The exercise
Every line that contains the word "React" should be copied out.

-- begin --

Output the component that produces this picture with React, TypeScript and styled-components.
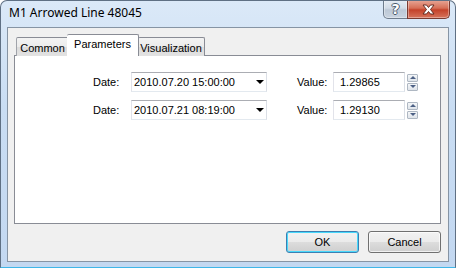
import React, {useState} from 'react';
import styled, {createGlobalStyle} from 'styled-components';

const GlobalStyle = createGlobalStyle`
  html, body {
    margin: 0;
    padding: 0;
    background: #ffffff;
  }
  * {
    box-sizing: border-box;
  }
`;

const Window = styled.div`
  width: 456px;
  height: 268px;
  display: flex;
  flex-direction: column;
  border: 1px solid #5f7084;
  border-bottom-color: #3fb6e8;
  border-radius: 7px 7px 0 0;
  background: linear-gradient(180deg, #dbe9f8 0%, #c9ddf3 40%, #c3d8f1 100%);
  overflow: hidden;
  font-family: "Liberation Sans", Arial, sans-serif;
  font-size: 11px;
  color: #000;
`;

const TitleBar = styled.div`
  height: 26px;
  display: flex;
  align-items: flex-start;
  padding-left: 8px;
`;

const Title = styled.div`
  font-family: "Noto Sans", "Open Sans", sans-serif;
  font-size: 12px;
  line-height: 14px;
  margin-top: 5px;
  color: #000;
`;

const CaptionButtons = styled.div`
  margin-left: auto;
  margin-right: 5px;
  margin-top: -1px;
  display: flex;
`;

const CaptionButton = styled.div<{$kind: 'help' | 'close'}>`
  width: ${p => (p.$kind === 'help' ? '25px' : '43px')};
  height: 19px;
  display: flex;
  align-items: center;
  justify-content: center;
  border: 1px solid ${p => (p.$kind === 'help' ? '#6e7c8c' : '#7a3a30')};
  border-top: none;
  border-radius: ${p => (p.$kind === 'help' ? '0 0 0 5px' : '0 0 5px 0')};
  margin-left: ${p => (p.$kind === 'close' ? '-1px' : '0')};
  background: ${p =>
    p.$kind === 'help'
      ? 'linear-gradient(180deg, #e6edf5 0%, #d2dce7 45%, #bcc8d6 55%, #c9d4e0 100%)'
      : 'linear-gradient(180deg, #e8a898 0%, #d66f57 45%, #c4422a 55%, #d7745c 100%)'};
  box-shadow: inset 0 0 0 1px rgba(255, 255, 255, 0.35);
`;

const HelpGlyph = styled.span`
  font-family: "DejaVu Sans", sans-serif;
  font-size: 14px;
  font-weight: bold;
  line-height: 14px;
  color: #ffffff;
  text-shadow: 1px 0 0 #4a5a6c, -1px 0 0 #4a5a6c, 0 1px 0 #4a5a6c, 0 -1px 0 #4a5a6c;
`;

const Client = styled.div`
  flex: 1;
  margin: 0 6px 5px 6px;
  border: 1px solid #8694a4;
  background: #f0f0f0;
  display: flex;
  flex-direction: column;
  padding: 7px 7px 8px 6px;
`;

const TabStrip = styled.div`
  height: 21px;
  display: flex;
  align-items: flex-end;
  padding-left: 2px;
  position: relative;
  z-index: 1;
`;

const Tab = styled.div<{$active?: boolean; $w: number}>`
  width: ${p => p.$w}px;
  height: ${p => (p.$active ? '22px' : '19px')};
  margin-left: ${p => (p.$active ? '-2px' : '0')};
  margin-right: ${p => (p.$active ? '-1px' : '0')};
  border: 1px solid #898c95;
  border-bottom: none;
  border-left-color: ${p => (p.$active ? '#898c95' : '#a0a3aa')};
  border-radius: 2px 2px 0 0;
  background: ${p => (p.$active ? '#ffffff' : 'linear-gradient(180deg, #f3f3f3 0%, #ebebeb 50%, #dcdcdc 51%, #e2e2e2 100%)')};
  display: flex;
  align-items: ${p => (p.$active ? 'flex-start' : 'center')};
  padding-top: ${p => (p.$active ? '3px' : '1px')};
  justify-content: center;
  font-size: 11px;
  position: relative;
  z-index: ${p => (p.$active ? 2 : 1)};
  & + & {
    border-left: ${p => (p.$active ? '1px solid #898c95' : 'none')};
  }
`;

const Panel = styled.div`
  flex: 1;
  margin-top: -1px;
  border: 1px solid #898c95;
  background: #ffffff;
  padding: 16px 0 0 78px;
  display: flex;
  flex-direction: column;
  gap: 8px;
`;

const Row = styled.div`
  display: flex;
  align-items: center;
  height: 20px;
`;

const Label = styled.div<{$w: number}>`
  width: ${p => p.$w}px;
  font-size: 11px;
`;

const Field = styled.div<{$w: number}>`
  width: ${p => p.$w}px;
  height: 20px;
  background: #ffffff;
  border: 1px solid;
  border-color: #abadb3 #dbdfe6 #e3e9ef #e2e3ea;
  display: flex;
  align-items: center;
  font-size: 11px;
  padding-left: 2px;
`;

const ValueField = styled(Field)`
  padding-left: 6px;
`;

const Arrow = styled.span`
  margin-left: auto;
  margin-right: 2px;
  width: 0;
  height: 0;
  border-left: 4px solid transparent;
  border-right: 4px solid transparent;
  border-top: 4px solid #000;
`;

const Gap = styled.div<{$w: number}>`
  width: ${p => p.$w}px;
`;

const Spinner = styled.div`
  margin-left: 2px;
  width: 11px;
  height: 17px;
  display: flex;
  flex-direction: column;
  gap: 1px;
`;

const SpinHalf = styled.div<{$up?: boolean}>`
  flex: 1;
  border: 1px solid #aeb7c2;
  border-radius: 1px;
  background: linear-gradient(180deg, #f4f6f8 0%, #dfe4ea 100%);
  display: flex;
  align-items: center;
  justify-content: center;
  &::after {
    content: '';
    width: 0;
    height: 0;
    border-left: 3px solid transparent;
    border-right: 3px solid transparent;
    ${p => (p.$up ? 'border-bottom: 3px solid #4d6185;' : 'border-top: 3px solid #4d6185;')}
  }
`;

const Footer = styled.div`
  display: flex;
  justify-content: flex-end;
  gap: 9px;
  margin-top: 7px;
`;

const Button = styled.button<{$default?: boolean}>`
  width: 73px;
  height: 22px;
  padding: 0;
  font-family: "Liberation Sans", Arial, sans-serif;
  font-size: 11px;
  color: #000;
  border: 1px solid ${p => (p.$default ? '#3c7fb1' : '#707070')};
  border-radius: 3px;
  background: linear-gradient(180deg, #f2f2f2 0%, #ebebeb 49%, #dddddd 50%, #cfcfcf 100%);
  box-shadow: inset 0 0 0 1px ${p => (p.$default ? '#48d8fb' : 'rgba(255,255,255,0.7)')};
`;

const rows = [
    {date: '2010.07.20 15:00:00', value: '1.29865'},
    {date: '2010.07.21 08:19:00', value: '1.29130'},
];

function CloseGlyph() {
    return (
        <svg width="15" height="11" viewBox="0 0 15 11">
            <path d="M2 1 L5.5 1 L7.5 3.5 L9.5 1 L13 1 L9.5 5.5 L13 10 L9.5 10 L7.5 7.5 L5.5 10 L2 10 L5.5 5.5 Z"
                  fill="#ffffff" stroke="#5a2218" strokeWidth="0.9" strokeLinejoin="round"/>
        </svg>
    );
}

export default function App() {
    const [tab, setTab] = useState('Parameters');
    const tabs: [string, number][] = [['Common', 53], ['Parameters', 72], ['Visualization', 67]];

    return (
        <>
            <GlobalStyle/>
            <Window>
                <TitleBar>
                    <Title>M1 Arrowed Line 48045</Title>
                    <CaptionButtons>
                        <CaptionButton $kind="help"><HelpGlyph>?</HelpGlyph></CaptionButton>
                        <CaptionButton $kind="close"><CloseGlyph/></CaptionButton>
                    </CaptionButtons>
                </TitleBar>
                <Client>
                    <TabStrip>
                        {tabs.map(([name, w]) =>
                            <Tab key={name} $w={w} $active={tab === name} onClick={() => setTab(name)}>
                                {name}
                            </Tab>
                        )}
                    </TabStrip>
                    <Panel>
                        {rows.map(r =>
                            <Row key={r.date}>
                                <Label $w={38}>Date:</Label>
                                <Field $w={136}>
                                    {r.date}
                                    <Arrow/>
                                </Field>
                                <Gap $w={30}/>
                                <Label $w={36}>Value:</Label>
                                <ValueField $w={72}>{r.value}</ValueField>
                                <Spinner>
                                    <SpinHalf $up/>
                                    <SpinHalf/>
                                </Spinner>
                            </Row>
                        )}
                    </Panel>
                    <Footer>
                        <Button $default>OK</Button>
                        <Button>Cancel</Button>
                    </Footer>
                </Client>
            </Window>
        </>
    );
}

-- end --

Answer to this problem
Output the component that produces this picture with React, TypeScript and styled-components.
import React, {useState} from 'react';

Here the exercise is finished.